Klasik denilen İngiliz Ekonomi Politiği, ‘kullanım’ ve ‘değişim’ diye ayrılabilen bir ölçüt olarak ‘değer’i bulduğu savındadır. Ve bu ‘değer’in malların ‘fiyat’larında yansıtılmış olduğunu ileri sürmektedir.
Türkçe’de ‘eder’ olarak kullanılan bu ‘değer’, ‘çok para eder’ ile ‘beş para etmez’ arasında salınabilmekte olduğundan da anlaşılacağı üzere, ‘nesnel’ değil ama ‘öznel’ içeriklidir.

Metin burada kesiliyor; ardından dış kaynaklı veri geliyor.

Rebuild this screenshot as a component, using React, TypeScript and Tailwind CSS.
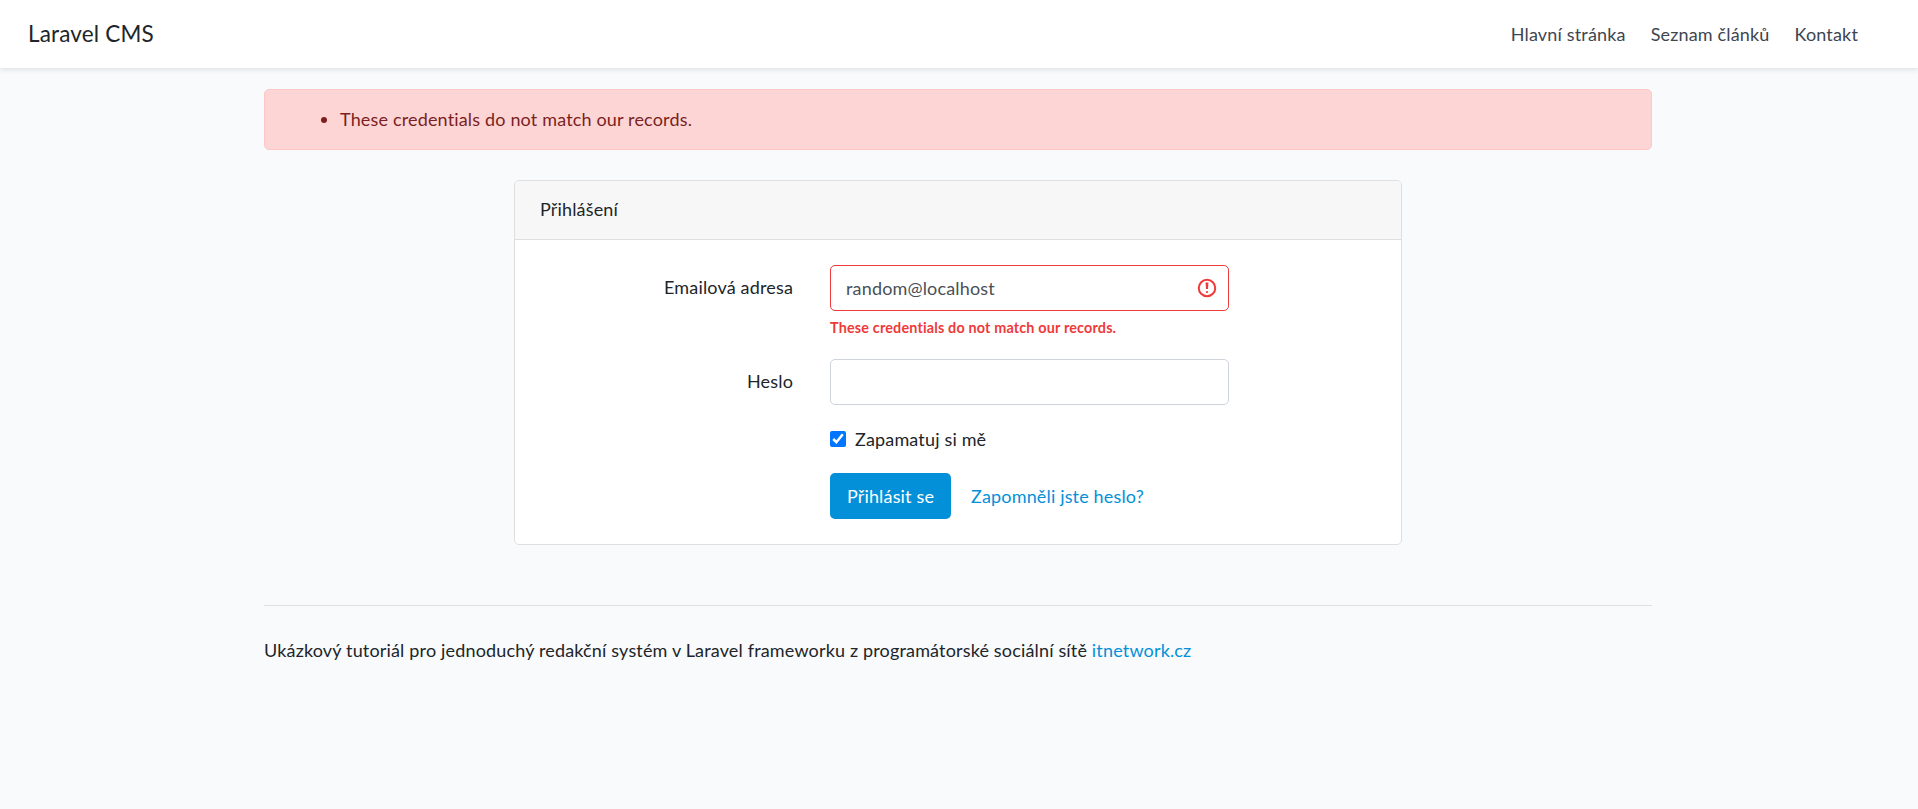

Dolayısıyla bu tür bir ‘değer’le, toplumun ‘devinimi’ni anlamak şöyle dursun, sözkonusu malın ‘gerçek değeri’ni saptamak bile sözkonusu olamaz.
Kaldı ki, somut bir ‘üretici’nin bir ‘ürün’üne, üzerinde anlaşılabilecek bir ‘değer’ biçilebilse bile, toplum sözkonusu olduğunda, Adam Smith örneği ‘Toplumların zenginliği’nin neye dayandırıldığını bilmek de olanaksızlaşır.
Robenson Cruzoe’nin ‘baltası’ndan değerli neyi olabilir? Onun için son model bir Rols Roys’un ne anlamı vardır? Robenson baltasını, Rols Roys fabrikasına bile değişmez.
İşte Marksist ‘değer kuramı’, somut ve bireysel değil ama soyut ve toplumsal bir ‘değer’e, ‘toplumsal emek gücü’ne dayandığı için, hem nesnel ve hem de ‘ekonomi’nin devinimini açıklama gücüne sahiptir.
Tam da bu özelliğiyle, astronomi bilimi benzeri, ‘ekonomik bunalım’ları ve onlara dayanan ‘toplumsal devinim’leri de açıklayabilmektedir. O nedenle, modellerinin matematiksel kesinlikte olmasına gereksinmesi yoktur.
Ne var ki, üretilen malların ‘kesin değer’leri ya da ‘fiyat’larını belirlemede çok daha yetkin modellere gereksinmesi olduğu da bir gerçektir. Zaten ‘marksist değer kuramı’na yöneltilen en büyük ‘eleştiri’ de bu konudadır.